现在再让我们来理解“无代表不纳税” 的现代政治原则。一个已经建立了自身财政资源的政府,它显然不再需要“后付工资” 的纳税人来给它付工资,它自己就已经在给自己付工资了,但与此同时先工作的原则也已经被取消,它是否工作或者不工作完全是无案可查并且没有时间限制的,这就是现代政府已经深陷于其中的状态。如何才能让政府“先工作后付工资” ?现代政府设计中的权力分立,设置了关键一环的财政审议权,它不仅管理政府每一笔预算的审议,而且事实上已经取得了决定是否给政府发工资以保持它的正常运转这一根本权力。这就是美国两院制议会授予众议院管理财政预算权力的技术设计。众议员的选举区别于参议员以行政区划为选区,采用人口分配制的选区形式,从而决定了众议院议员代表联邦利益的权限,美国政府设计中设计了“政府关门” 的财政审议措施,界定了政府的支付能力由众议院议员行使民意代议做出审查,一个无钱的政府,也就是一个无人为之工作的政府,从财政力量的源头上制衡行政权,这一高级的技术性程序设计,又推出了现代治理最重要的原则之一:程序正义。

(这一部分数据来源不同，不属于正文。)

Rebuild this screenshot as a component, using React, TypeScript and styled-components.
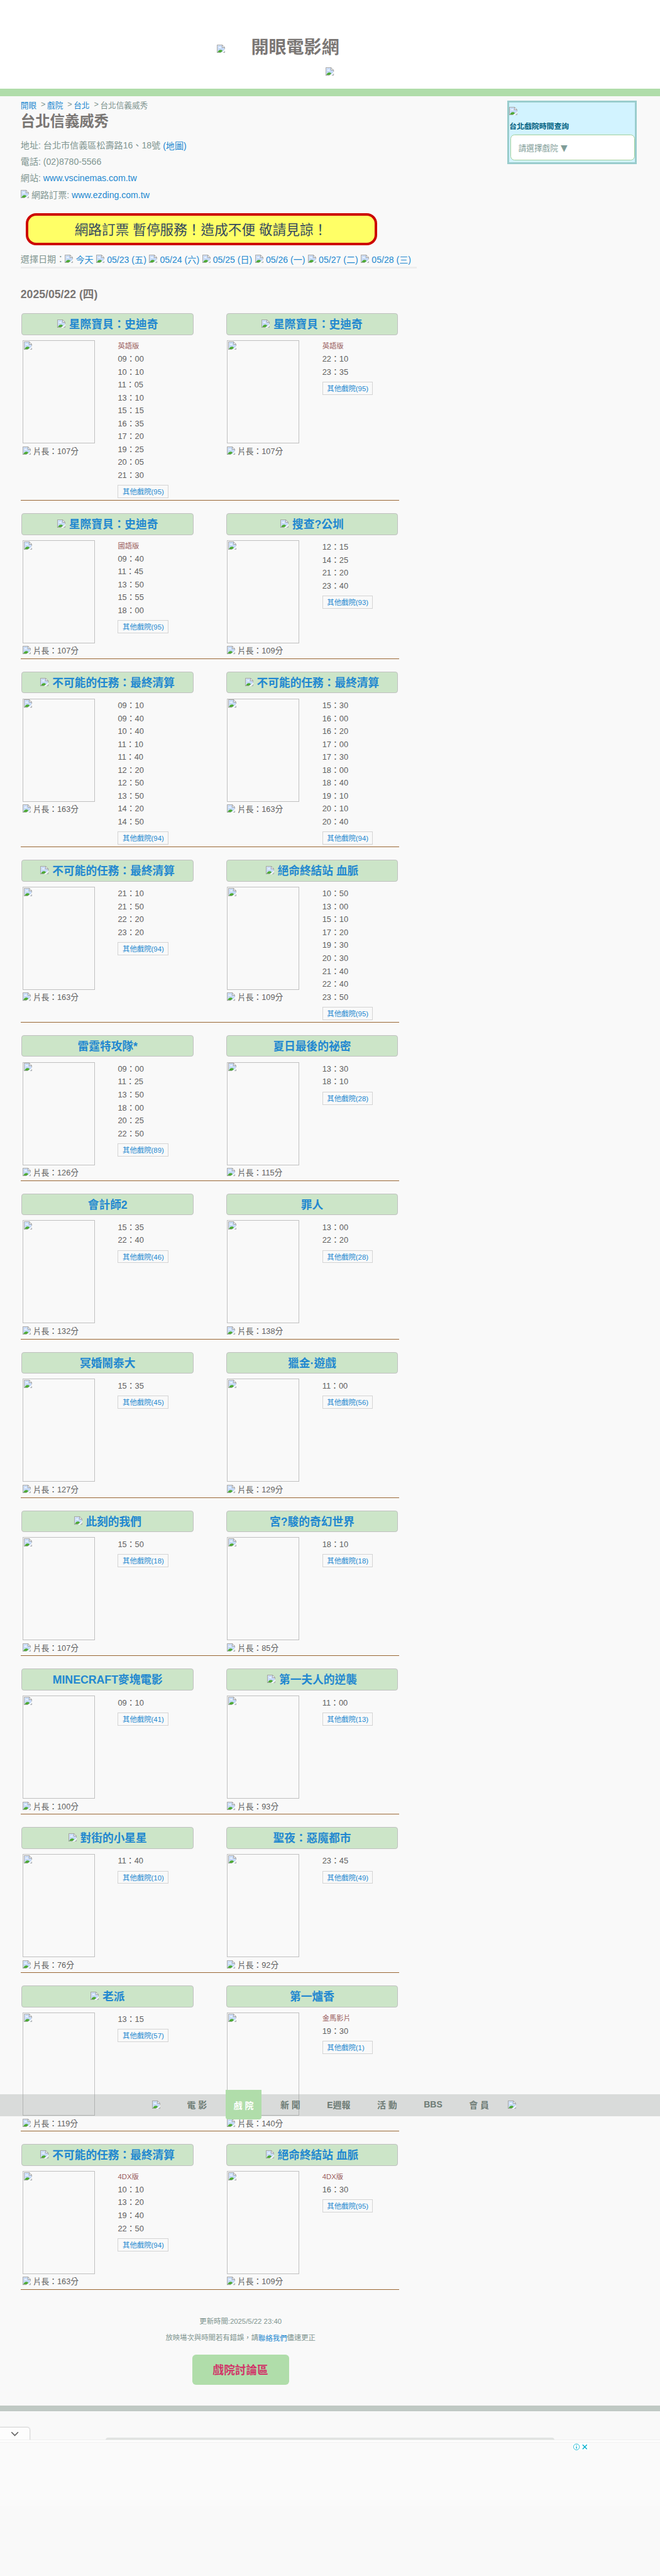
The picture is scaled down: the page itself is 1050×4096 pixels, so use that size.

现代行政管理中,财权与人事权是最重要的公权力,财政权与人事权分开,财权在众议院,人事权在参议院,这种分工制衡,是典型的美国宪政结构。程序正义所塑造的是日常办事规则,形成法律定例上的传统。在极权制的官僚治理中,天天聚集在一起开会,寻老百姓的衅,滋老百姓的事的行政机器,摆着一大锅民事刑事公共纠纷放在一边,哪怕已经闹得危机四伏了,先装模作样的开会传达上级会议精神,然后逐级开会,轻描淡写的对公共危机做出一番假话空话套话的承诺和指示就行,一转身继续按照潜规则操作。全部的程序正义只有一个,“领导人” 的意志。所有的法律,制度,不及“领导人” 的额头一拍,眉头一皱,计上心来。形式上的司法独立,立法程序,不及独裁党的地方头目站在一个手握所有资源的位置上,金口玉言,为所欲为。小皇帝层层上叠,站在最顶端的首犯,决定的不是公共伦理及义务,而是下级独裁者的位置。
所以在极权体系中,最首要的权力也在于财政权,人事权,有了财政资源就可以决定自己的私人团队,保持他们的忠心,并削弱打击自己的对手,换上自己的人马。权力之恶首先注目所向的,不过是先控制了钱,再控制人,公开的成文法,不过是用来骗老百姓的权术工具。让公权机关为纳税人服务,应该在“无代表不纳税” 的原则之上,奠定一个更高的认识:无代表则无政府。否定所有非自由选举制政府的合法性,命名为非法政府。